STATED PROBLEM: In the material below, list every line carrying the string "components".
○ ○ ○ ○ ○ ○ ○
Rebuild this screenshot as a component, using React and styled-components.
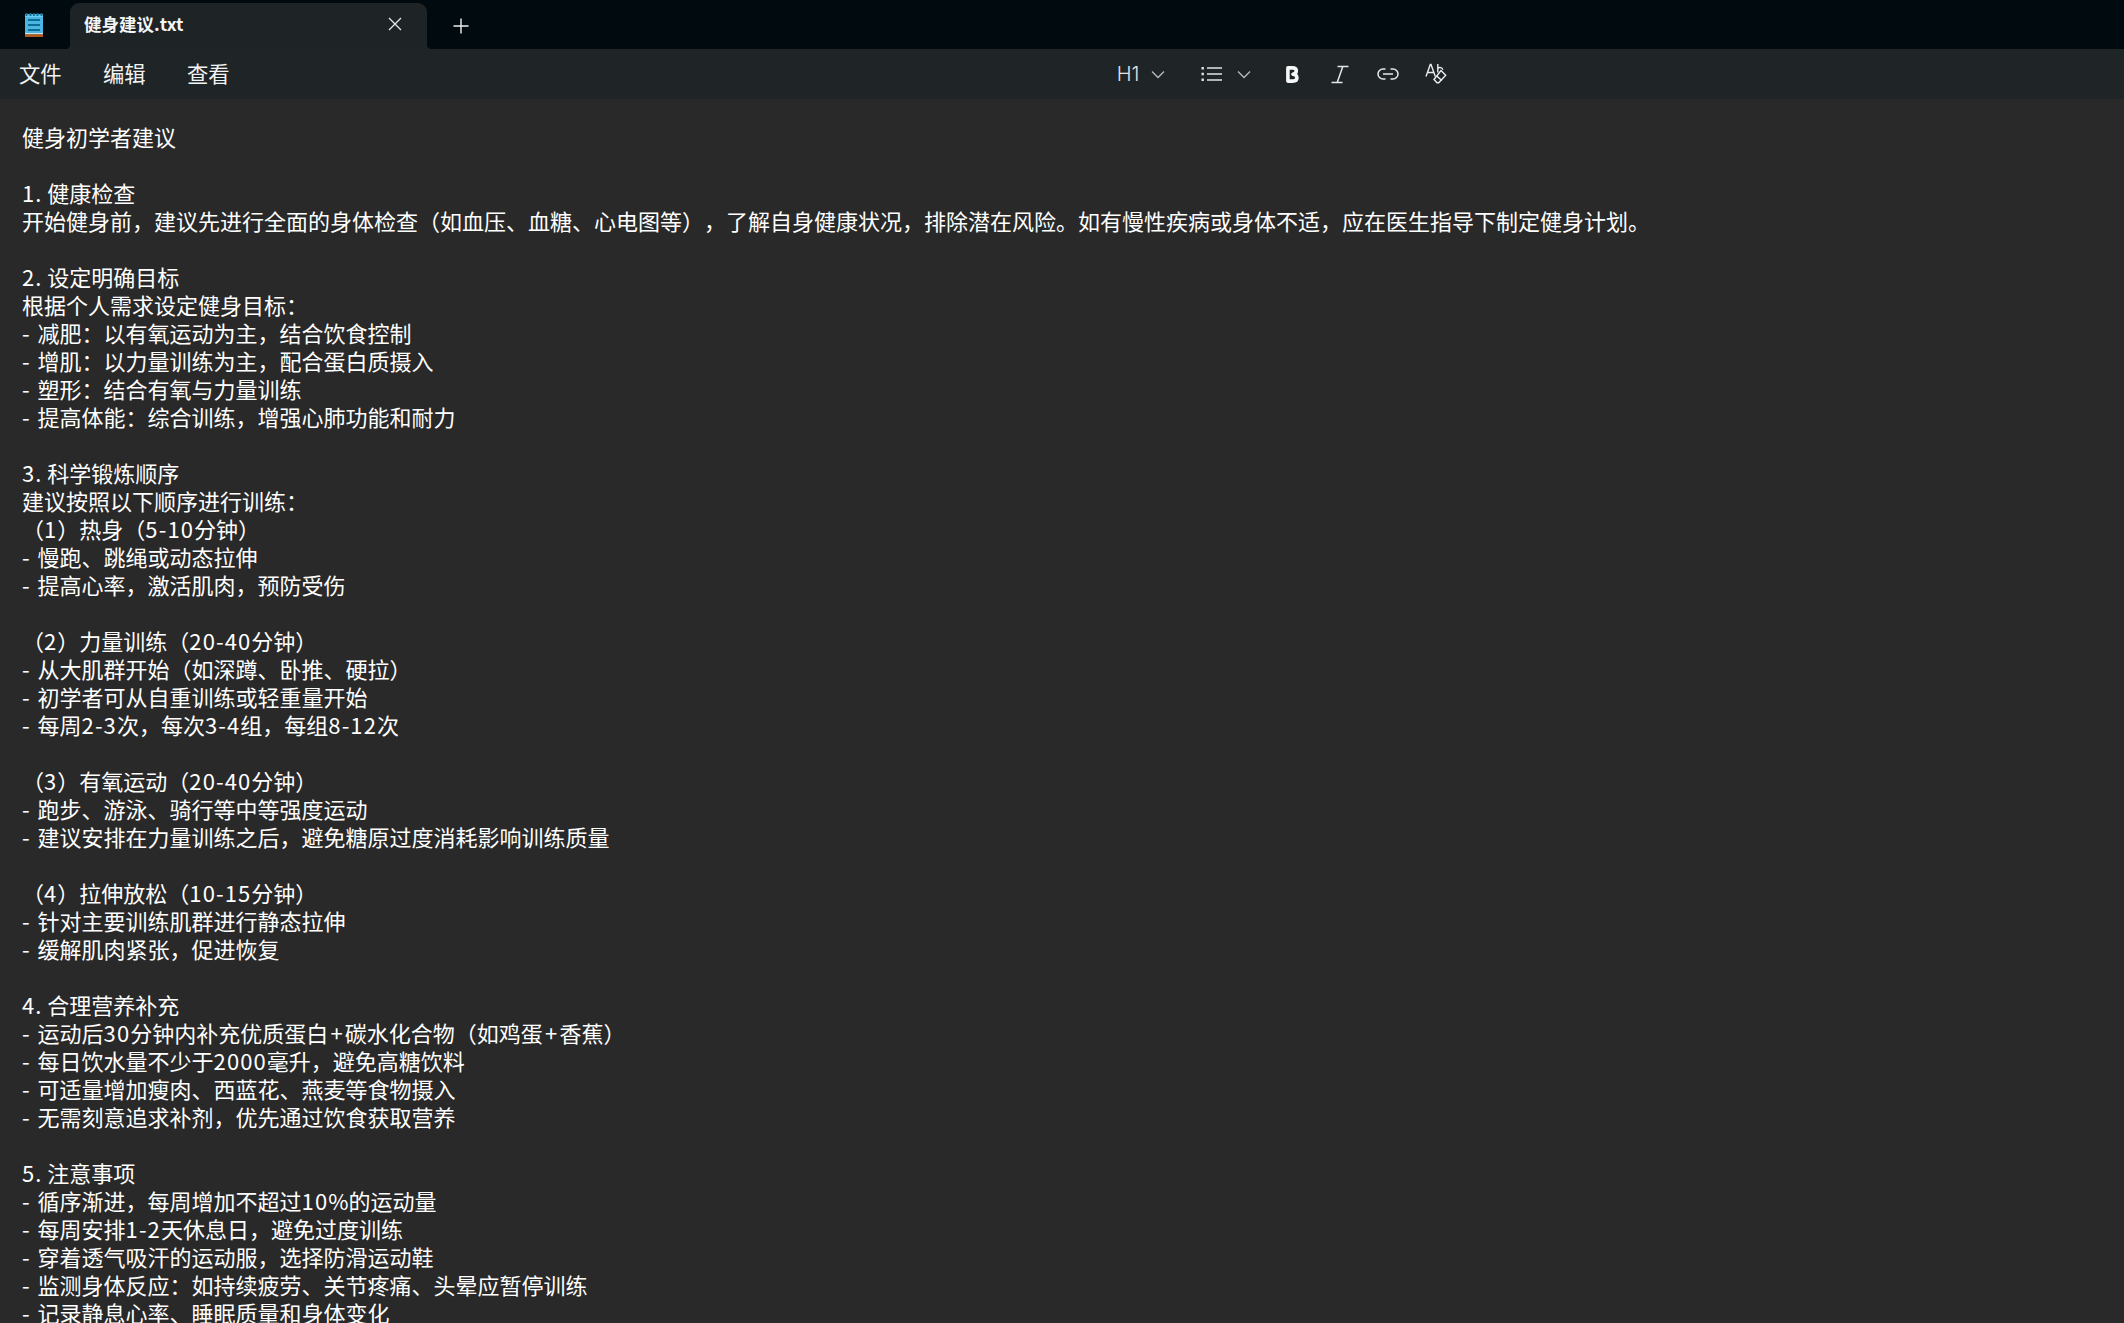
import React from "react";
import styled, { createGlobalStyle } from "styled-components";

const Global = createGlobalStyle`
  html, body { margin: 0; padding: 0; height: 100%; overflow: hidden; background: #292929; }
  #root { height: 100%; }
`;
const Shell = styled.div`
  height: 100vh; display: flex; flex-direction: column; overflow: hidden;
  font-family: "Noto Sans CJK SC", "Noto Sans", sans-serif; color: #fff;
  text-spacing-trim: space-all;
`;
const TitleBar = styled.div`
  height: 49px; flex: none; display: flex; align-items: flex-end; background: #010a0e;
`;
const AppIcon = styled.div`
  width: 70px; height: 49px; display: flex; align-items: center; justify-content: center; padding-right: 2px; box-sizing: border-box;
`;
const Tab = styled.div`
  position: relative; width: 357px; height: 46px; box-sizing: border-box; background: #1e2326; border-radius: 9px 9px 0 0;
  display: flex; align-items: center; justify-content: space-between; padding: 0 25px 5px 14px;
  &::before, &::after {
    content: ""; position: absolute; bottom: 0; width: 5px; height: 5px;
  }
  &::before { left: -5px; background: radial-gradient(circle at 0 0, transparent 5px, #1e2326 5.5px); }
  &::after { right: -5px; background: radial-gradient(circle at 100% 0, transparent 5px, #1e2326 5.5px); }
`;
const TabTitle = styled.span`
  font-size: 17.5px; font-weight: 700; line-height: 24px; color: #f4f5f5;
`;
const NewTab = styled.div`
  width: 68px; height: 49px; display: flex; align-items: center; justify-content: center; padding-top: 3px; box-sizing: border-box;
`;
const MenuBar = styled.div`
  height: 50px; flex: none; display: grid; grid-template-columns: 1080px auto; align-items: center;
  background: #1f2427; box-sizing: border-box; padding-left: 19px;
`;
const Menus = styled.div`display: flex; gap: 41.3px; margin-top: -2px;`;
const MenuItem = styled.span`font-size: 21.33px; line-height: 28px; color: #f2f3f3;`;
const Toolbar = styled.div`display: flex; align-items: center;`;
const Tool = styled.div`
  display: flex; align-items: center; justify-content: center; gap: ${p => p.$gap || 0}px; width: ${p => p.$w}px;
  color: #dfe1e2;
`;
const H1 = styled.span`font-family: "Inter", "Noto Sans", sans-serif; font-size: 20px; font-weight: 300; line-height: 24px; color: #e4e5e6;`;
const Editor = styled.main`
  flex: 1; min-height: 0; overflow: hidden; background: #292929; padding: 23px 0 0 22px;
`;
const Line = styled.div`
  height: 28px; line-height: 28px; font-size: 22px; white-space: pre; color: #fff; word-spacing: 1px;
`;
const Dash = styled.span`letter-spacing: 1px;`;
const Digits = styled.span`letter-spacing: 1.1px;`;
const PlusSign = styled.span`margin: 0 2.2px;`;

const text = `健身初学者建议

1. 健康检查
开始健身前，建议先进行全面的身体检查（如血压、血糖、心电图等），了解自身健康状况，排除潜在风险。如有慢性疾病或身体不适，应在医生指导下制定健身计划。

2. 设定明确目标
根据个人需求设定健身目标：
- 减肥：以有氧运动为主，结合饮食控制
- 增肌：以力量训练为主，配合蛋白质摄入
- 塑形：结合有氧与力量训练
- 提高体能：综合训练，增强心肺功能和耐力

3. 科学锻炼顺序
建议按照以下顺序进行训练：
（1）热身（5-10分钟）
- 慢跑、跳绳或动态拉伸
- 提高心率，激活肌肉，预防受伤

（2）力量训练（20-40分钟）
- 从大肌群开始（如深蹲、卧推、硬拉）
- 初学者可从自重训练或轻重量开始
- 每周2-3次，每次3-4组，每组8-12次

（3）有氧运动（20-40分钟）
- 跑步、游泳、骑行等中等强度运动
- 建议安排在力量训练之后，避免糖原过度消耗影响训练质量

（4）拉伸放松（10-15分钟）
- 针对主要训练肌群进行静态拉伸
- 缓解肌肉紧张，促进恢复

4. 合理营养补充
- 运动后30分钟内补充优质蛋白+碳水化合物（如鸡蛋+香蕉）
- 每日饮水量不少于2000毫升，避免高糖饮料
- 可适量增加瘦肉、西蓝花、燕麦等食物摄入
- 无需刻意追求补剂，优先通过饮食获取营养

5. 注意事项
- 循序渐进，每周增加不超过10%的运动量
- 每周安排1-2天休息日，避免过度训练
- 穿着透气吸汗的运动服，选择防滑运动鞋
- 监测身体反应：如持续疲劳、关节疼痛、头晕应暂停训练
- 记录静息心率、睡眠质量和身体变化`.split("\n");

const NotepadIcon = () => (
  <svg width="20" height="25" viewBox="0 0 20 25">
    <rect x="1" y="2" width="18" height="20.5" fill="#4cb6e2" />
    <path d="M1 3.5h18v1.5H1z" fill="#6ccdf0" />
    <path d="M2.5 1v3M6.5 1v3M10 1v3M13.5 1v3M17.5 1v3" stroke="#136f8e" strokeWidth="1.7" />
    <path d="M1 21.2h18v1.2H1z" fill="#efe9df" />
    <path d="M1 22.4h18V25H1z" fill="#b4581c" />
    <path d="M4 8h12M4 13h12M4 18h12" stroke="#0f6c94" strokeWidth="2" />
  </svg>
);
const CloseIcon = () => (
  <svg width="14" height="14" viewBox="0 0 14 14"><path d="M1 1l12 12M13 1L1 13" stroke="#e6e7e8" strokeWidth="1.3" /></svg>
);
const PlusIcon = () => (
  <svg width="16" height="16" viewBox="0 0 16 16"><path d="M8 .5v15M.5 8h15" stroke="#f0f1f1" strokeWidth="1.4" /></svg>
);
const Chevron = () => (
  <svg width="14" height="9" viewBox="0 0 14 9"><path d="M1 1.5l6 6 6-6" fill="none" stroke="#b9bcbe" strokeWidth="1.3" /></svg>
);
const ListIcon = () => (
  <svg width="22" height="16" viewBox="0 0 22 16">
    <path d="M6 2h15M6 8h15M6 14h15" stroke="#e2e3e4" strokeWidth="1.4" />
    <path d="M0.5 1h2.4v2.4H.5zM.5 6.8h2.4v2.4H.5zM.5 12.6h2.4V15H.5z" fill="#e2e3e4" />
  </svg>
);
const BoldIcon = () => (
  <svg width="15" height="19" viewBox="0 0 15 19">
    <path d="M2.9 2.9h4.4c2.7 0 4 1.1 4 2.9 0 1.7-1.2 3-3.4 3.4 2.6.2 4 1.6 4 3.5 0 2-1.5 3.4-4.3 3.4H2.9z" fill="none" stroke="#f6f7f7" strokeWidth="3.6" strokeLinejoin="round" />
  </svg>
);
const ItalicIcon = () => (
  <svg width="18" height="19" viewBox="0 0 18 19"><path d="M6.5 1.5h11M.5 17.5h11M11.8 1.5L6.2 17.5" fill="none" stroke="#e6e7e8" strokeWidth="1.5" /></svg>
);
const LinkIcon = () => (
  <svg width="22" height="12" viewBox="0 0 22 12">
    <path d="M8.5 1H6a5 5 0 0 0 0 10h2.5M13.5 1H16a5 5 0 0 1 0 10h-2.5M6 6h10" fill="none" stroke="#e8e9ea" strokeWidth="1.5" />
  </svg>
);
const ClearIcon = () => (
  <svg width="22" height="22" viewBox="0 0 22 22">
    <path d="M1 13.5L5.3 1.5h.7L10.3 13.5M2.6 9.5h6.4" fill="none" stroke="#eceded" strokeWidth="1.4" />
    <path d="M12.8 1v8.5" fill="none" stroke="#eceded" strokeWidth="1.4" />
    <path d="M12.9 5.2c1.5-1.2 4.8-.8 4.8 1.5" fill="none" stroke="#eceded" strokeWidth="1.4" />
    <path d="M16 7.5l4.7 4.7-7 7.5h-1.7L9 16.5z" fill="none" stroke="#eceded" strokeWidth="1.4" />
    <path d="M12 13.2l4.8 4.4" stroke="#eceded" strokeWidth="1.4" />
  </svg>
);

const Runs = ({ value }) =>
  value.split(/([0-9][0-9-]*|\+)/).map((part, i) => {
    if (i % 2 === 0) return part;
    return part === "+" ? <PlusSign key={i}>+</PlusSign> : <Digits key={i}>{part}</Digits>;
  });

const EditorLine = ({ value }) =>
  value.startsWith("- ") ? (
    <Line><Dash>- </Dash><Runs value={value.slice(2)} /></Line>
  ) : (
    <Line><Runs value={value} /></Line>
  );

export default function App() {
  return (
    <Shell>
      <Global />
      <TitleBar>
        <AppIcon><NotepadIcon /></AppIcon>
        <Tab>
          <TabTitle>健身建议.txt</TabTitle>
          <CloseIcon />
        </Tab>
        <NewTab><PlusIcon /></NewTab>
      </TitleBar>
      <MenuBar>
        <Menus>
          <MenuItem>文件</MenuItem>
          <MenuItem>编辑</MenuItem>
          <MenuItem>查看</MenuItem>
        </Menus>
        <Toolbar>
          <Tool $w={84} $gap={12}><H1>H1</H1><Chevron /></Tool>
          <Tool $w={85} $gap={14}><ListIcon /><Chevron /></Tool>
          <Tool $w={48}><BoldIcon /></Tool>
          <Tool $w={48}><ItalicIcon /></Tool>
          <Tool $w={48}><LinkIcon /></Tool>
          <Tool $w={48}><ClearIcon /></Tool>
        </Toolbar>
      </MenuBar>
      <Editor>
        {text.map((l, i) => <EditorLine key={i} value={l} />)}
      </Editor>
    </Shell>
  );
}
○ ○ ○ ○ ○ ○ ○
PROBLEM SOLUTION:
Rebuild this screenshot as a component, using React and styled-components.
import styled, { createGlobalStyle } from "styled-components";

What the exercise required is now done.